『魚群記 (目取真俊短篇小説選集1)』

「魚群記」:
少年がテラピアを弄ぶ。
猫がトカゲを、ロシアがウクライナを、イスラエルがパレスチナを、入管が難民申請者を、事業者が外国人技能実習生を、弄ぶように。
そして、それはまた旧日本軍が沖縄の人々を弄んだやり方のようでもあり、日本政府が沖縄に対して行なってきた仕打ちのようでもある。
そして、沖縄の人々もまた。/

【僕が放つ矢の鋭い針先がその標的を貫く。しなやかに跳ねまわる魚の眼球から僕は針を抜きとって、ぽつりと空いた傷口の上に指先をあてる。冷たい感触と抵抗する生命の確かな弾力が、僕の指先に集中した神経繊毛の戦きと興奮を一挙に駆き立て、やがて静かな陶酔に変えてゆく。
僕の指先はなめらかな魚の眼球の上を滑り無限の円運動をくり返す。僕のあらゆる感覚は素晴らしい速さで指先に集中し、魚の生命は瞳孔を起点に急速に失われてゆく。】(「魚群記」)/

フローベールの「聖ジュリアン伝」を思い出した。
生き物を狩る喜び。いつも狩られる側の僕には到底理解できない。
胸の奥に嫌な感じがずっと居座り続けた。/


「マーの見た空」:
虐げられし者への鎮魂譚。深い余韻を残す。
少年の頃に出会った知恵遅れの青年マー。
闘牛の綱さばきが見事で、大人も太刀打ちできないほどの銛の使い手だったマー。
マジック・リアリズムのような手法が用いられているが、特に違和感は感じなかった。
むしろ、表現上必要とされたものだと感じたし、十分にその効果をあげているのではないかと思う。
違和感といえば、最後の場面で女友達のMが主人公をマーの家に誘うが、よりによってMがという感を抱いた。

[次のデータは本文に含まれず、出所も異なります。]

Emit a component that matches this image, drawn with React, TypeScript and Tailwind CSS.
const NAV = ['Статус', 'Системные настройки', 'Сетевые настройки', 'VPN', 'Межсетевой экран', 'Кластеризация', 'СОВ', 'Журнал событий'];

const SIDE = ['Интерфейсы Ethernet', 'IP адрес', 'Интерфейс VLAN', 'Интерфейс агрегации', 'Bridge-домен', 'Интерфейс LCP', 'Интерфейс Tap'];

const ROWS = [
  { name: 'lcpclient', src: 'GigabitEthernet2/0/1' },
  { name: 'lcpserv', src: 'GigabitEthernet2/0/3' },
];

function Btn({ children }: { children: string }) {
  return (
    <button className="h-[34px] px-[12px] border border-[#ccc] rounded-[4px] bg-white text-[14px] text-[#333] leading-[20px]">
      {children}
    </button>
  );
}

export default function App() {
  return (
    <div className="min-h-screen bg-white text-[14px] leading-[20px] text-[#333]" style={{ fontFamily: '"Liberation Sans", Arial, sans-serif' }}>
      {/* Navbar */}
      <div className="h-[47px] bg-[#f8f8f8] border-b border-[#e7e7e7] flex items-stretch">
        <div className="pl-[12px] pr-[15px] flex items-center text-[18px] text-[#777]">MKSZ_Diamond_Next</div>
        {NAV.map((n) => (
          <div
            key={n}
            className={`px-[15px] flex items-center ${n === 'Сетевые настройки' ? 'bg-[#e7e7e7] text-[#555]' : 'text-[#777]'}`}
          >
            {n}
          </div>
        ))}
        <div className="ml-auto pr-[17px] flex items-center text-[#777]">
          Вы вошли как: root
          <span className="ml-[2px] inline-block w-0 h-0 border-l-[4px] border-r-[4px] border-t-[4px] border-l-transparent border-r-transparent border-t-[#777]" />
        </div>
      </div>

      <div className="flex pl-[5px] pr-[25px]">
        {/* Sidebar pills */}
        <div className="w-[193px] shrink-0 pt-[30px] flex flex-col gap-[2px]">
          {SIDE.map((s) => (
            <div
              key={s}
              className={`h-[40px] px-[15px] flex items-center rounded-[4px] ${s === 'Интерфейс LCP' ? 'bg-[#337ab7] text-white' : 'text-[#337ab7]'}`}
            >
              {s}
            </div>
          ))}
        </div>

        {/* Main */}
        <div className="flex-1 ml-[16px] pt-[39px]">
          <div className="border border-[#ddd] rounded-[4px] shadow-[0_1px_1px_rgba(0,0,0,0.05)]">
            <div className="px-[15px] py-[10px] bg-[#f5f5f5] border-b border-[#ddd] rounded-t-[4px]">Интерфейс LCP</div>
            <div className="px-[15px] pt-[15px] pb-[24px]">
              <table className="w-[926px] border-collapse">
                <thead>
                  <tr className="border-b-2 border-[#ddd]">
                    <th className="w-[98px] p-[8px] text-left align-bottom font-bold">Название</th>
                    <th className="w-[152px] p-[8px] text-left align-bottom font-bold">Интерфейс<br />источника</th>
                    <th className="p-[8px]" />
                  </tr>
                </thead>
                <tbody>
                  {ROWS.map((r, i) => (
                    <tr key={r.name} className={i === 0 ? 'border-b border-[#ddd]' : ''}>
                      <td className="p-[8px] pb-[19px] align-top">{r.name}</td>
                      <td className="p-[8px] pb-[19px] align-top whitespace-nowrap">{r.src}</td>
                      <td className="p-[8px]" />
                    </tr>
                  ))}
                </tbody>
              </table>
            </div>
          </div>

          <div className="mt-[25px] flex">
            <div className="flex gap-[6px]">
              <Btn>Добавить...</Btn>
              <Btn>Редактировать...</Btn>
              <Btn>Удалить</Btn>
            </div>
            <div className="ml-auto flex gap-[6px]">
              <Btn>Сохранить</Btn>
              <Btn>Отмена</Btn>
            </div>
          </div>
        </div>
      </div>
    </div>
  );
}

/


「平和通りと名付けられた街を歩いて」:
認知症の祖母ウタの姿が哀しい。
皇太子夫妻の来訪のため、露天商は当日の出店自粛を強要される。
付近を徘徊しては汚れた手で商品を触って迷惑をかけていたウタも、当日は外に出さないようにと家族に圧力かかる。
父はやむを得ず、ウタの部屋に鍵をかけて閉じ込めるが…/


【僕らは排水口の近くに忍び寄った。それは目を見張らずにはおれないくらい夥しい数のテラピアの群れだった。底の方からどんどん湧き上がって来る直径五メートルはあろうかという雨雲のような黒い群れ‥‥‥。貪欲に汚物を喰い漁り、あらゆる在来の魚類を脅かすまでに急速に繁殖して来たこの外来魚のすさまじい生命力に圧倒されて、僕らは口々に感嘆の声を漏らした。】(「魚群記」)/

「魚群記」で、川の中ではテラピアが我が世の春を謳歌していた。
いったい他の魚たちは何処へ行ってしまったのだろうか?
おそらく、テラピアに喰われ、駆逐されてしまったのだろう。
「高等動物」、「霊長類」といわれる人間も、その社会を見れば、認知症高齢者、知的障害者、精神障害者、外国人(アジア・アフリカの)労働者などの弱者は、ことごとく遠ざけられ、隔離され、搾取され、狩られ、駆逐されて行く。
役に立たないから、生産性が低いから、人に迷惑をかけるから、臭いから、汚いから、弱いから。